[BEGIN Task input]
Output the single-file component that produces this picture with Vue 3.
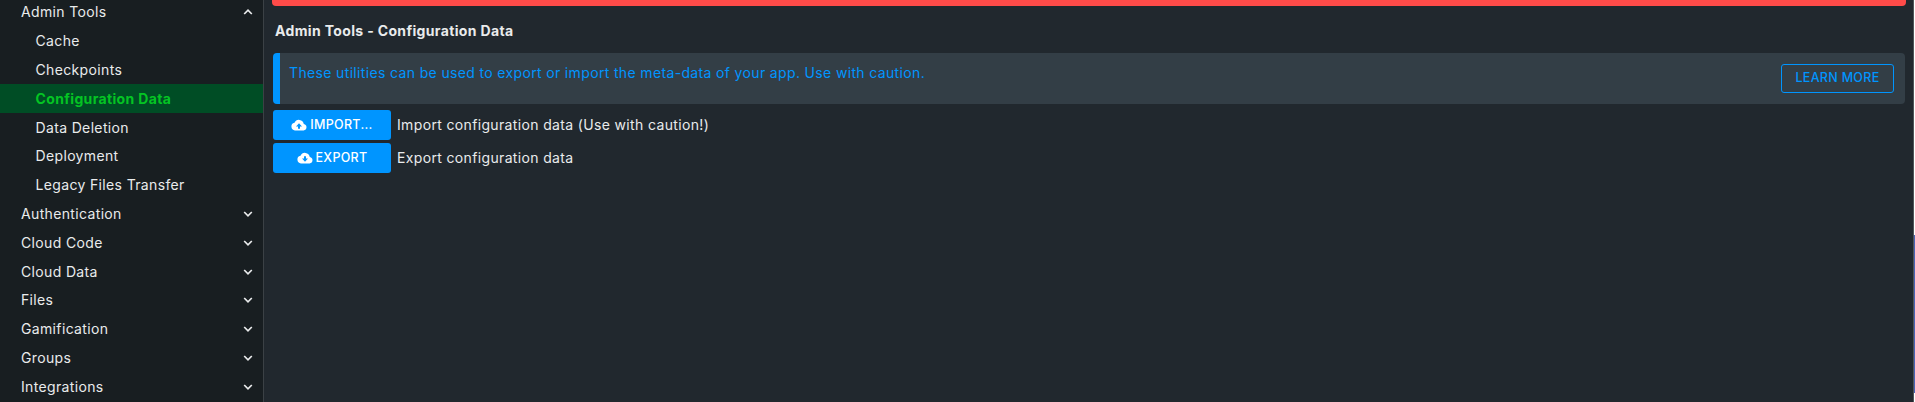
<script setup>
const items = [
  { label: 'Admin Tools', chevron: 'up' },
  { label: 'Cache', child: true },
  { label: 'Checkpoints', child: true },
  { label: 'Configuration Data', child: true, active: true },
  { label: 'Data Deletion', child: true },
  { label: 'Deployment', child: true },
  { label: 'Legacy Files Transfer', child: true },
  { label: 'Authentication', chevron: 'down' },
  { label: 'Cloud Code', chevron: 'down' },
  { label: 'Cloud Data', chevron: 'down' },
  { label: 'Files', chevron: 'down' },
  { label: 'Gamification', chevron: 'down' },
  { label: 'Groups', chevron: 'down' },
  { label: 'Integrations', chevron: 'down' },
]
const actions = [
  {
    label: 'IMPORT...',
    text: 'Import configuration data (Use with caution!)',
    arrow: 'M8 6.2 5 9.4h2v2.4h2V9.4h2z',
  },
  {
    label: 'EXPORT',
    text: 'Export configuration data',
    arrow: 'M8 11.8 5 8.6h2V6.2h2v2.4h2z',
  },
]
</script>

<template>
  <div class="app">
    <nav class="sidebar">
      <a
        v-for="item in items"
        :key="item.label"
        class="item"
        :class="{ child: item.child, active: item.active }"
      >
        <span>{{ item.label }}</span>
        <svg v-if="item.chevron" class="chevron" :class="item.chevron" viewBox="0 0 10 6">
          <path d="M1.2 1 5 4.8 8.8 1" />
        </svg>
      </a>
    </nav>
    <main class="content">
      <div class="alert"></div>
      <h1 class="title">Admin Tools - Configuration Data</h1>
      <section class="info">
        <p class="info-text">These utilities can be used to export or import the meta-data of your app. Use with caution.</p>
        <button class="learn">LEARN MORE</button>
      </section>
      <div v-for="action in actions" :key="action.label" class="action">
        <button class="primary">
          <svg class="cloud" viewBox="0 0 16 16">
            <path class="cloud-shape" d="M4 13.5a3.9 3.9 0 0 1-.5-7.7A4.9 4.9 0 0 1 12.8 6.9 3.35 3.35 0 0 1 12.6 13.5z" />
            <path class="cloud-arrow" :d="action.arrow" />
          </svg>
          <span>{{ action.label }}</span>
        </button>
        <span class="action-text">{{ action.text }}</span>
      </div>
    </main>
    <div class="scrollbar"><div class="thumb"></div></div>
  </div>
</template>

<style>
body {
  margin: 0;
  background: #21282e;
}
</style>

<style scoped>
.app {
  display: flex;
  height: 402px;
  overflow: hidden;
  background: #21282e;
  color: #e9ebec;
  font: 14px/20px Inter, sans-serif;
  letter-spacing: 0.35px;
}
.sidebar {
  box-sizing: border-box;
  flex: none;
  width: 264px;
  background: #181e21;
  border-right: 1px solid #3b4145;
  margin-top: -2px;
}
.item {
  box-sizing: border-box;
  display: flex;
  align-items: center;
  justify-content: space-between;
  height: 28.8px;
  padding: 0 10px 0 21px;
}
.child {
  padding-left: 35.5px;
}
.active {
  background: #004d25;
  color: #04c423;
  font-weight: 700;
}
.chevron {
  width: 10px;
  height: 6px;
  fill: none;
  stroke: #e9ebec;
  stroke-width: 1.7;
}
.up {
  transform: rotate(180deg);
}
.content {
  flex: 1;
  min-width: 0;
  padding: 0 8px;
}
.alert {
  height: 6px;
  background: #ff4b49;
  border-radius: 0 0 4px 4px;
  margin-right: -1px;
}
.title {
  margin: 15px 3px 12px;
  font-size: 14px;
  line-height: 20px;
  font-weight: 700;
}
.info {
  box-sizing: border-box;
  display: flex;
  justify-content: space-between;
  align-items: flex-start;
  height: 51px;
  margin: 0 0 6px 1px;
  padding: 11px 11px 0 9px;
  border-left: 7px solid #0095ff;
  border-radius: 4px;
  background: #333e46;
}
.info-text {
  margin: -1px 0 0;
  color: #0095ff;
}
button {
  box-sizing: border-box;
  font: 500 12.5px/16px Inter, sans-serif;
  letter-spacing: 0.3px;
  border-radius: 3px;
  padding: 0;
}
.learn {
  width: 113px;
  height: 29px;
  padding-bottom: 2px;
  border: 1px solid #0095ff;
  background: none;
  color: #0095ff;
}
.action {
  display: flex;
  align-items: center;
  height: 30px;
  margin: 0 0 3px 1px;
}
.primary {
  display: flex;
  align-items: center;
  justify-content: center;
  gap: 3px;
  width: 118px;
  height: 30px;
  border: 0;
  background: #0095ff;
  color: #fff;
}
.cloud {
  width: 16px;
  height: 16px;
}
.cloud-shape {
  fill: #fff;
}
.cloud-arrow {
  fill: #0095ff;
}
.action-text {
  margin-left: 6px;
}
.scrollbar {
  flex: none;
  width: 1px;
  height: 402px;
  background: #fff;
  border-left: 1px solid #50565a;
}
.thumb {
  height: 158px;
  margin-top: 235px;
  background: #4a62b5;
}
</style>
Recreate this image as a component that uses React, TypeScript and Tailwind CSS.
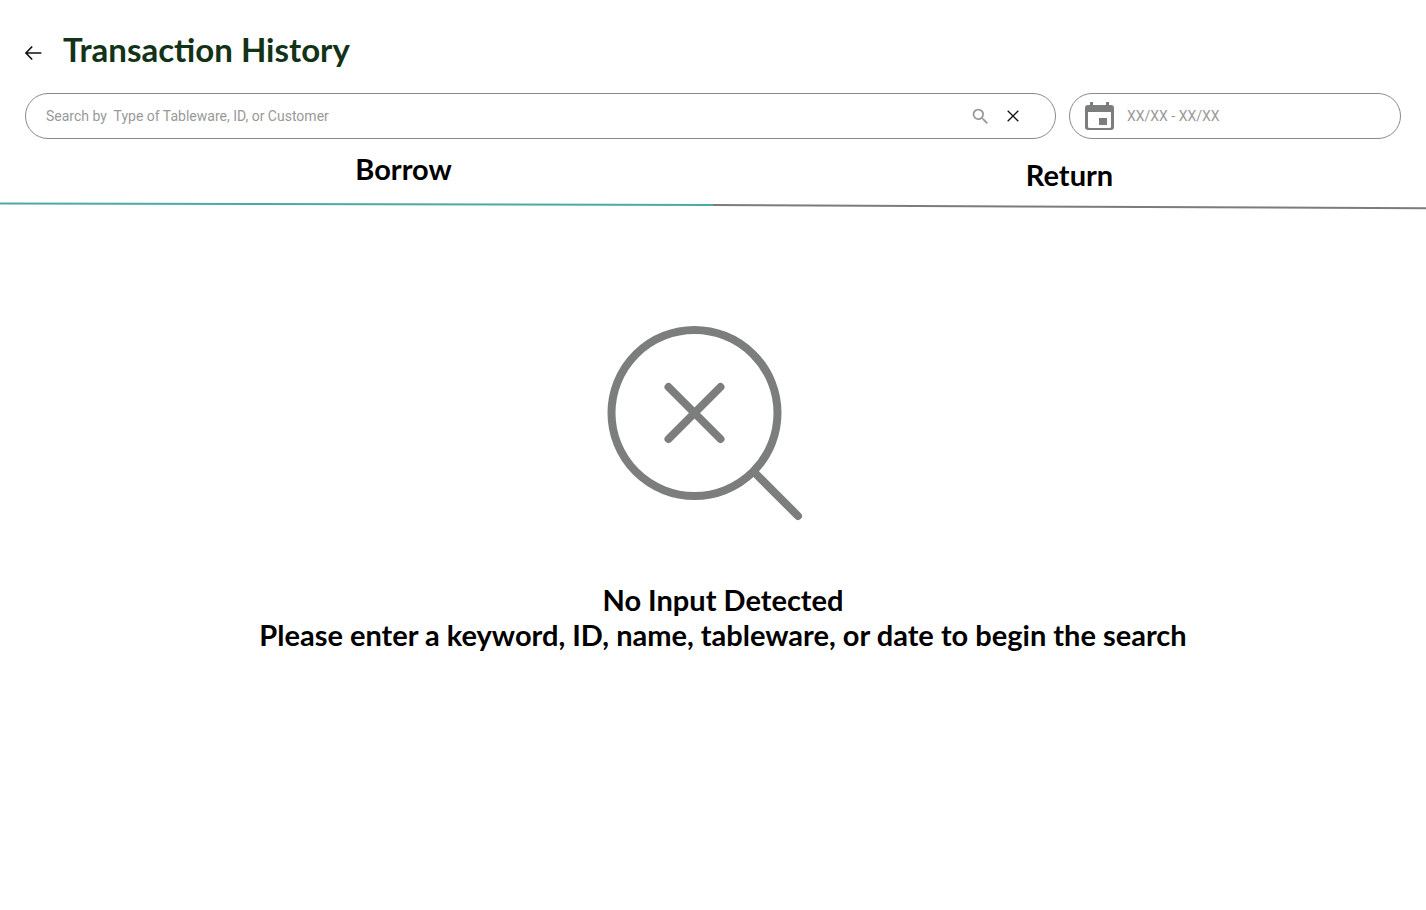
import { useState } from "react";

type Tab = "borrow" | "return";

export default function App() {
  const [tab, setTab] = useState<Tab>("borrow");
  const [query, setQuery] = useState("");
  const [dates, setDates] = useState("");

  return (
    <main className="min-h-screen bg-white font-['Lato',sans-serif] text-black">
      <header className="flex items-center gap-5 px-[25px] pt-7">
        <button type="button" aria-label="Back" className="mt-2 shrink-0">
          <BackIcon />
        </button>
        <h1 className="text-[33px] leading-[42px] font-bold text-[#123318]">Transaction History</h1>
      </header>

      <form
        className="mt-[23px] flex gap-[13px] px-[25px] font-['Roboto',sans-serif]"
        onSubmit={(event) => event.preventDefault()}
      >
        <div className="flex h-[46px] grow items-center rounded-full border border-[#8a8a8a] pr-8 pl-5">
          <input
            type="text"
            aria-label="Search transactions"
            placeholder="Search by  Type of Tableware, ID, or Customer"
            value={query}
            onChange={(event) => setQuery(event.target.value)}
            className="min-w-0 grow text-sm outline-none placeholder:text-[#999999]"
          />
          <button type="submit" aria-label="Search" className="shrink-0">
            <SearchIcon />
          </button>
          <button
            type="button"
            aria-label="Clear search"
            className="ml-3 shrink-0"
            onClick={() => setQuery("")}
          >
            <ClearIcon />
          </button>
        </div>

        <label className="flex h-[46px] w-[332px] shrink-0 items-center gap-[13px] rounded-full border border-[#8a8a8a] px-[15px]">
          <CalendarIcon />
          <input
            type="text"
            aria-label="Date range"
            placeholder="XX/XX - XX/XX"
            value={dates}
            onChange={(event) => setDates(event.target.value)}
            className="min-w-0 grow text-sm outline-none placeholder:text-[#999999]"
          />
        </label>
      </form>

      <div role="tablist" className="grid grid-cols-2 text-[29px] leading-9 font-bold">
        <button
          type="button"
          role="tab"
          aria-selected={tab === "borrow"}
          onClick={() => setTab("borrow")}
          className="flex flex-col"
        >
          <span className="w-full pt-3 pb-[15px] pl-[94px]">Borrow</span>
          <TabLine active={tab === "borrow"} from={1.5} to={3} />
        </button>
        <button
          type="button"
          role="tab"
          aria-selected={tab === "return"}
          onClick={() => setTab("return")}
          className="flex flex-col"
        >
          <span className="w-full pt-[18px] pb-[9px]">Return</span>
          <TabLine active={tab === "return"} from={3} to={6.3} />
        </button>
      </div>

      <section className="flex flex-col items-center pt-[115px] text-center">
        <NoInputIcon />
        <p className="mt-[61px] pl-5 text-[29px] leading-[35px] font-bold">
          No Input Detected
          <br />
          Please enter a keyword, ID, name, tableware, or date to begin the search
        </p>
      </section>
    </main>
  );
}

/** Tab underline; the two halves join into one slightly sloping rule. */
function TabLine({ active, from, to }: { active: boolean; from: number; to: number }) {
  return (
    <svg
      aria-hidden="true"
      viewBox="0 0 100 8"
      preserveAspectRatio="none"
      className={active ? "h-2 w-full text-[#4caaa5]" : "h-2 w-full text-[#7c7c7c]"}
    >
      <line
        x1="0"
        y1={from}
        x2="100"
        y2={to}
        stroke="currentColor"
        strokeWidth="2"
        vectorEffect="non-scaling-stroke"
      />
    </svg>
  );
}

function BackIcon() {
  return (
    <svg
      width="18"
      height="16"
      viewBox="0 0 18 16"
      fill="none"
      stroke="#111"
      strokeWidth="1.7"
      strokeLinecap="round"
      strokeLinejoin="round"
    >
      <path d="M15.7 8H.9M6.7 2L.9 8L6.7 14" />
    </svg>
  );
}

function SearchIcon() {
  return (
    <svg width="21" height="21" viewBox="0 0 24 24" fill="#999999">
      <path d="M15.5 14h-.79l-.28-.27A6.47 6.47 0 0 0 16 9.5 6.5 6.5 0 1 0 9.5 16c1.61 0 3.09-.59 4.23-1.57l.27.28v.79l5 4.99L20.49 19l-4.99-5zm-6 0C7.01 14 5 11.99 5 9.5S7.01 5 9.5 5 14 7.01 14 9.5 11.99 14 9.5 14z" />
    </svg>
  );
}

function ClearIcon() {
  return (
    <svg width="20" height="20" viewBox="0 0 20 20" fill="none" stroke="#111" strokeWidth="1.3">
      <path d="M4.7 4.7L15.3 15.3M15.3 4.7L4.7 15.3" />
    </svg>
  );
}

function CalendarIcon() {
  return (
    <svg width="29" height="30" viewBox="0 0 29 30" fill="#7c7e7d" className="shrink-0">
      <path
        fillRule="evenodd"
        d="M5 1h3v3h13V1h3v3h2a3 3 0 0 1 3 3v19a3 3 0 0 1-3 3H3a3 3 0 0 1-3-3V7a3 3 0 0 1 3-3h2zM3 11v14.5a1.5 1.5 0 0 0 1.5 1.5h20a1.5 1.5 0 0 0 1.5-1.5V11z"
      />
      <path d="M14 17h8v7h-8z" />
    </svg>
  );
}

function NoInputIcon() {
  return (
    <svg
      aria-hidden="true"
      width="234"
      height="196"
      viewBox="0 0 234 196"
      fill="none"
      stroke="#7c7e7d"
      strokeWidth="8"
      strokeLinecap="round"
    >
      <circle cx="98.5" cy="88" r="83" />
      <path d="M72.5 62L124.5 114M124.5 62L72.5 114M159 148L202 191" />
    </svg>
  );
}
[END Task input]
Work to complete: Taking the entries above, extract every line from the one bearing "Recreate this image" through the one bearing "const [dates, setDates]", exactly, with no pictures.

The response:
Recreate this image as a component that uses React, TypeScript and Tailwind CSS.
import { useState } from "react";

type Tab = "borrow" | "return";

export default function App() {
  const [tab, setTab] = useState<Tab>("borrow");
  const [query, setQuery] = useState("");
  const [dates, setDates] = useState("");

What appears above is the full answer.